In capsule, dropper or tea form, echinacea is purported to strengthen your immunity. Proponents also argue that it can prevent and curtail colds – oh, and treat STIs. There’s more: because some common colds are, in fact, coronaviruses, some say echinacea can battle Covid, too.

It's time to look at the research to find out what's fact and what's fiction.

What's True

Echinacea’s many supposed benefits have been studied – but ‘a lot of the studies have been on animals and cells in a lab’, explains registered dietitian Abby Langer. Though a 2020 review found that, while taking an echinacea supplement didn’t prevent upper-respiratory infection, doing so at the first signs of one may reduce symptoms.

What’s Promising

Research hasn’t proved that echinacea supps prevent Covid.
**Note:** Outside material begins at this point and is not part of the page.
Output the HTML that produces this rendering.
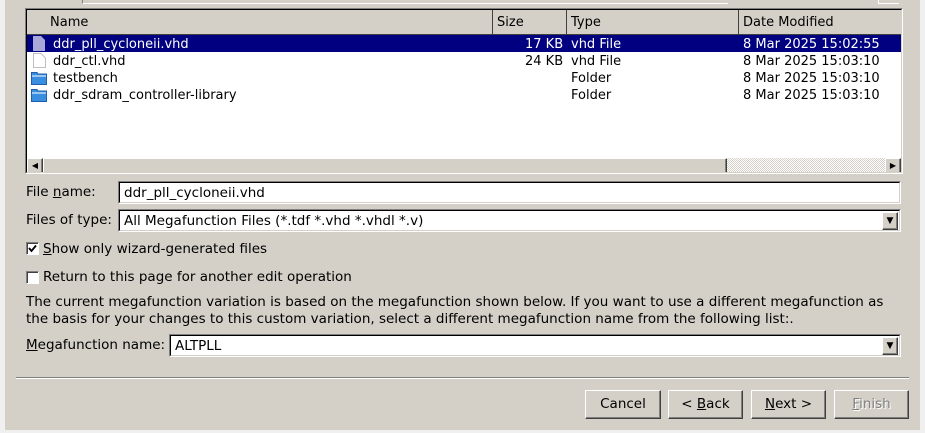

But one study in the journal Frontiers In Pharmacology showed that five months’ supplementation resulted in a 48% reduction in Covid infections. However, study subjects took 2,400mg per day, which is larger than the dose in most over-the-counter products.

What Looks Unlikely

Echinacea supplements probably won’t do anything for STIs. The myth makes the rounds in homeopathic circles, and the little research that exists is on varying dosages. Beware any online misinformation stating that echinacea treats herpes, HIV/Aids or UTIs. There’s no consistent research yet.

The Takeaway

Taking an echinacea supp within the first day of noticing symptoms may lessen your cold or flu, says Brian St Pierre, director of nutrition at Precision Nutrition. Still, stick with proven preventative measures: wash your hands throughout the day, sleep well and eat a high-nutrient diet. It’s not revolutionary – but it is foolproof.